For Board Member Cara Meeker, the essential goal of the middle school project — all nine years of it so far – still holds weight.

“It is difficult to carry with us the vision of this long-term plan,” she said, “which is a beautiful new school that our community deserves and has earned through years of living through the existing building.” As the board reacted to changes in their financial landscape, she didn’t want that to be lost. “I’m hoping we can consider how we beg, borrow, and steal if we don’t get building aid, but we still want to move forward.”

At the same time, a new school with a six-figure price tag without any helping hand has started to feel less and less likely.

“I do not foresee a brand new middle school in Concord’s future in any real amount of time at this point,” Robinson said. “It’s just too steep of a tax ask from everyone.”

If the board does move forward with new school plans, their next step would be to whittle down what’s in the design until it hits a price point they can stomach. The full slate of what board members had previously hoped for has been estimated by their architects to come in north of $160 million dollars.

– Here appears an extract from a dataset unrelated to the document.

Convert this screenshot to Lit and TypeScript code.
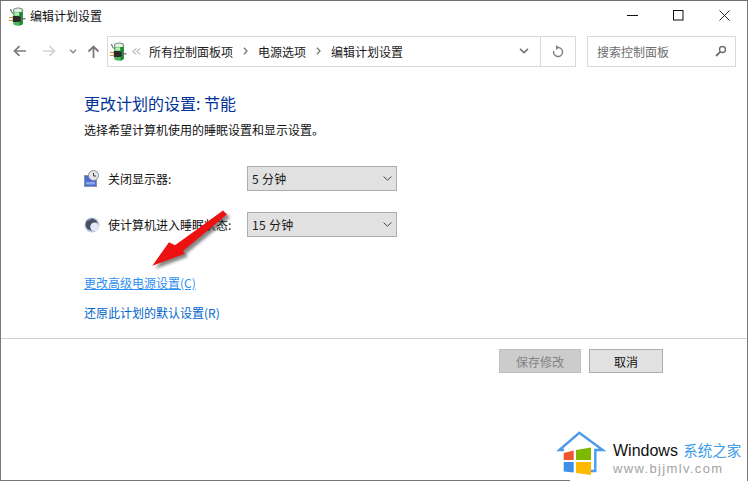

“It’s not sustainable the way it is,” Board Vice President Brenda Hastings said Monday. “It’s not a great environment for learning, and we’re going to need to do something at some point. So whether it’s building new or renovating what we’ve got and putting lipstick on that pig, then that’s what we’re going to have to decide.”

Concord isn’t alone.

The state building aid program, dating back to the 1950s, awards grants to school districts to help pay for new construction or renovation. But as a tide of schools built to accommodate the baby boom came due for major repairs or replacement, and as falling youth populations pushed more districts toward consolidation, state coffers were helping fund more construction than lawmakers felt they could afford. In 2008 and again in 2011, the state put a moratorium on building aid that lasted more than a decade.

During that time, many districts like Concord held their breath, patching up issues and holding off on major projects as they waited for the funding to be reinstated. When the moratorium was lifted in 2022, a point of pride for then-governor Chris Sununu, applications for aid flooded in from school districts across the state. A new, consolidated Derry Village School, an addition and renovation at Barnstead Elementary, an expansion in Amherst that would bring elementary and middle grades under one roof, all were placed in line for aid.

The 17 projects found eligible by the state in 2022 requested more than $230 million in help. A new ceiling on the program capped it at $50 million per year.

Applications were ranked in order of the district’s level of need, including the condition of the current building and the demographics of their populations. Aid money is awarded in lump to whoever is at the front of the line.

Concord’s plan for a new middle school currently sits second in line for aid. It had hoped for around $48 million, but was likely to receive no more than about $30 million. While the district isn’t stepping out of line, help won’t come any time soon.